Scan the lines below for "screenshot"; report the number of lines that contain it, and only that.
--- Start Dataset rows ---
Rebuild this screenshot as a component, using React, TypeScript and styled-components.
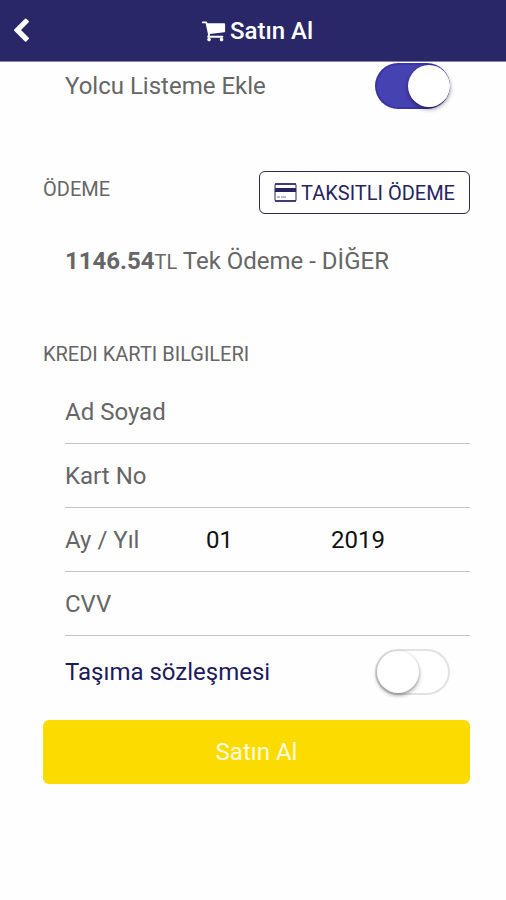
--- End Dataset rows ---
--- Start Dataset rows ---
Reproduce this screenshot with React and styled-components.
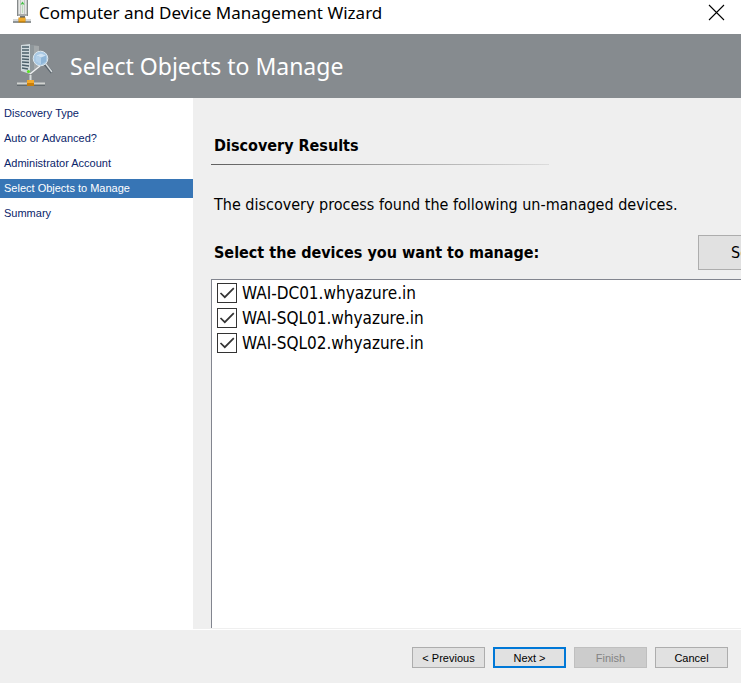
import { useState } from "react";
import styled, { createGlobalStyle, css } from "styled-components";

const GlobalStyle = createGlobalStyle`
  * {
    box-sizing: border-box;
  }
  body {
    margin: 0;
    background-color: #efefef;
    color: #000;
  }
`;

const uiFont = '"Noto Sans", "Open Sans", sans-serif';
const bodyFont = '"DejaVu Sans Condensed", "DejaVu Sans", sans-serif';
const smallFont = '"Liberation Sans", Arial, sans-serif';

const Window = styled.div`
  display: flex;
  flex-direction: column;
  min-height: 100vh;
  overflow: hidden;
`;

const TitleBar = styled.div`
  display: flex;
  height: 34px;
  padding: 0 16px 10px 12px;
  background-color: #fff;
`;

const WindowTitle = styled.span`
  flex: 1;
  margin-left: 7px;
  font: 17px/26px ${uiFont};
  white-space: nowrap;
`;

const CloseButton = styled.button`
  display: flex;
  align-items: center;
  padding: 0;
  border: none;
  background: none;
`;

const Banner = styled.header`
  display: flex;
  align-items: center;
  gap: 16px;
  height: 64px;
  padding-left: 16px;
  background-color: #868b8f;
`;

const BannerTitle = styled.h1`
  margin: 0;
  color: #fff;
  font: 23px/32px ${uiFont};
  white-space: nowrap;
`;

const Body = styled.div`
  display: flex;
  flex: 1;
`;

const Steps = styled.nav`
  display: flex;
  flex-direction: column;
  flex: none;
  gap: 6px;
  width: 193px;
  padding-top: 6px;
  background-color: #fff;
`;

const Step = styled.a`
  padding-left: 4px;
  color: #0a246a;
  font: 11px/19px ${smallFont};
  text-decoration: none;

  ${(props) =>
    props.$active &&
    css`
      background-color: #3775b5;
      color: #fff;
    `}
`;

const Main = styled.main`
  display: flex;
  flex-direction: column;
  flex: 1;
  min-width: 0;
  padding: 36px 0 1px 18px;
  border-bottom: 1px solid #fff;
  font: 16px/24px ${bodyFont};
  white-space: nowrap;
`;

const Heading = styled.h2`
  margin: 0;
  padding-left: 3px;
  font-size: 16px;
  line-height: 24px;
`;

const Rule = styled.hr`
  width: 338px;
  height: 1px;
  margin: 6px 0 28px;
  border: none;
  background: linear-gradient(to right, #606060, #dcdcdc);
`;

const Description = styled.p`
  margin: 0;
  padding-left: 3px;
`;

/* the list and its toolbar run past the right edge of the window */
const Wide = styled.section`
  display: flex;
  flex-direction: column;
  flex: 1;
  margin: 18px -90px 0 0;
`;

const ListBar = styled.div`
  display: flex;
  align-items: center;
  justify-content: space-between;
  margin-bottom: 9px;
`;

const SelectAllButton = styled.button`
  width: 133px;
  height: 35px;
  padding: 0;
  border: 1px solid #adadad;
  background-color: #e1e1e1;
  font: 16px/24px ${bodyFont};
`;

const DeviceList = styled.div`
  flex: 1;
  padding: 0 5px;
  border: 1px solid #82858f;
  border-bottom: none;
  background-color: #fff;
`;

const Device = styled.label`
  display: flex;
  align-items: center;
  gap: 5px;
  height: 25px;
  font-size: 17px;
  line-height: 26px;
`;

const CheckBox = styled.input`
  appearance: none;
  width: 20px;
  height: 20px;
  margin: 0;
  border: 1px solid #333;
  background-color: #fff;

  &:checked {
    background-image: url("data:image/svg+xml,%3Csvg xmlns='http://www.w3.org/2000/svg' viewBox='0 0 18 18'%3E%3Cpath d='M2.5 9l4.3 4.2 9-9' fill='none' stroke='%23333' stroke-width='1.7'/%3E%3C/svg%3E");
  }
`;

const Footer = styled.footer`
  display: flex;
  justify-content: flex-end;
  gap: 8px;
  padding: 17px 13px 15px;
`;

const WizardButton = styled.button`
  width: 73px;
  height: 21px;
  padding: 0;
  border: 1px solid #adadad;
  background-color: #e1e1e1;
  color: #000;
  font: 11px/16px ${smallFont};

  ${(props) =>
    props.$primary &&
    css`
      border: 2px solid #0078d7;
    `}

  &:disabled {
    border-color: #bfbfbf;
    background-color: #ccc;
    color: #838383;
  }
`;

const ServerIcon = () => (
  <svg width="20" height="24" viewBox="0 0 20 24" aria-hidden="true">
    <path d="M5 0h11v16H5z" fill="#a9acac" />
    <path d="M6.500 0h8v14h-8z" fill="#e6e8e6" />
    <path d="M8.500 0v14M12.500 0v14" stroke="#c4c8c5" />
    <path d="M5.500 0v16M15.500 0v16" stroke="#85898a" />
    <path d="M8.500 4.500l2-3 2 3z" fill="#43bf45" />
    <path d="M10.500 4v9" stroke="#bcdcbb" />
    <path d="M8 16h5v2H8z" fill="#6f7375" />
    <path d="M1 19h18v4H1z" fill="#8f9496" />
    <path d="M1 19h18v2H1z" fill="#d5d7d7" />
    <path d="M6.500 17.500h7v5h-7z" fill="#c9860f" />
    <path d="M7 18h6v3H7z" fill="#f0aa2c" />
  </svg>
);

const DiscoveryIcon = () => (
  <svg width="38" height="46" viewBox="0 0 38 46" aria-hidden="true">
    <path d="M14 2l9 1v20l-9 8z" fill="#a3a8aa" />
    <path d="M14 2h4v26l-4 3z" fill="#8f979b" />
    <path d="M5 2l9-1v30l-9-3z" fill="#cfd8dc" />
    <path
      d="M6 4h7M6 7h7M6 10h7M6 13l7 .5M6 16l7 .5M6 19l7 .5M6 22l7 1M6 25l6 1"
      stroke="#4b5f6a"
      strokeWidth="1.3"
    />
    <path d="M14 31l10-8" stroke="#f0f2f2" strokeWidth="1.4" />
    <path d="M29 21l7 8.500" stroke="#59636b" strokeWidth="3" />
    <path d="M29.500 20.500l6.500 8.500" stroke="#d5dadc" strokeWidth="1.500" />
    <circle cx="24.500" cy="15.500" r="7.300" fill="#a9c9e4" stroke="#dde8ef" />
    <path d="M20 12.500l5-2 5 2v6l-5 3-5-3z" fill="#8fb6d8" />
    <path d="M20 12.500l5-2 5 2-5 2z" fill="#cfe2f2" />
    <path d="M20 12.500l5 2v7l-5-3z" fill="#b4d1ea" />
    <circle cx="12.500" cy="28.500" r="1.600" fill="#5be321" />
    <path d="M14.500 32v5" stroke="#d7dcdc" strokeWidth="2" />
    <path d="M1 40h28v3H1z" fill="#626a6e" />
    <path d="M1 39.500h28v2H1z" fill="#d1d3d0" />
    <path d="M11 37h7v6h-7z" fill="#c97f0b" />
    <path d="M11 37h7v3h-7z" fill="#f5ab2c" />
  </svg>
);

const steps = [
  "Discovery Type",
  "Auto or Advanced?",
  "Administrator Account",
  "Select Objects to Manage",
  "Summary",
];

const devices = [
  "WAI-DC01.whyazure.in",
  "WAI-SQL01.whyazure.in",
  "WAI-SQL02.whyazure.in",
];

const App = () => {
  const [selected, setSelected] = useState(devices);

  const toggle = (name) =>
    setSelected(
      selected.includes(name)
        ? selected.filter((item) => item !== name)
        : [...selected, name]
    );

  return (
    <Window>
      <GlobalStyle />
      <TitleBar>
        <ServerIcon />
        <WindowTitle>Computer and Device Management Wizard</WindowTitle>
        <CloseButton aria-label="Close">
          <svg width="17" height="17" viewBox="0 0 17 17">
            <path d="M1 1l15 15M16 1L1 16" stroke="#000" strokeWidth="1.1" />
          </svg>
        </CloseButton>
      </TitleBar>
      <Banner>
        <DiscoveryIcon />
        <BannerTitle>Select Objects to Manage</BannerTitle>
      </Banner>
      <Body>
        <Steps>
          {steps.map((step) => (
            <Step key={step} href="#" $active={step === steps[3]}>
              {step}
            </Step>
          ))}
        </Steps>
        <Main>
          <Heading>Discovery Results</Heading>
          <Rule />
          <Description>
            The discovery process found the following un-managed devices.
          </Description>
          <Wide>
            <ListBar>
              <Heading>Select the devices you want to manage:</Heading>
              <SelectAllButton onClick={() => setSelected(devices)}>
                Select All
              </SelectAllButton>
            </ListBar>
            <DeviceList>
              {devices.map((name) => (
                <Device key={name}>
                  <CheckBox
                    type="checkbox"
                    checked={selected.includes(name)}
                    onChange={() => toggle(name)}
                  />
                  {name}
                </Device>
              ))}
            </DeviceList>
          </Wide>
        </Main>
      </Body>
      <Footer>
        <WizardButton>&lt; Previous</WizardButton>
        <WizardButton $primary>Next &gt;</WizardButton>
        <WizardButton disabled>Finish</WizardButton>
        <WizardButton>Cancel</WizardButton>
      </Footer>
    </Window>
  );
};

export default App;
--- End Dataset rows ---
# Completed exercise
2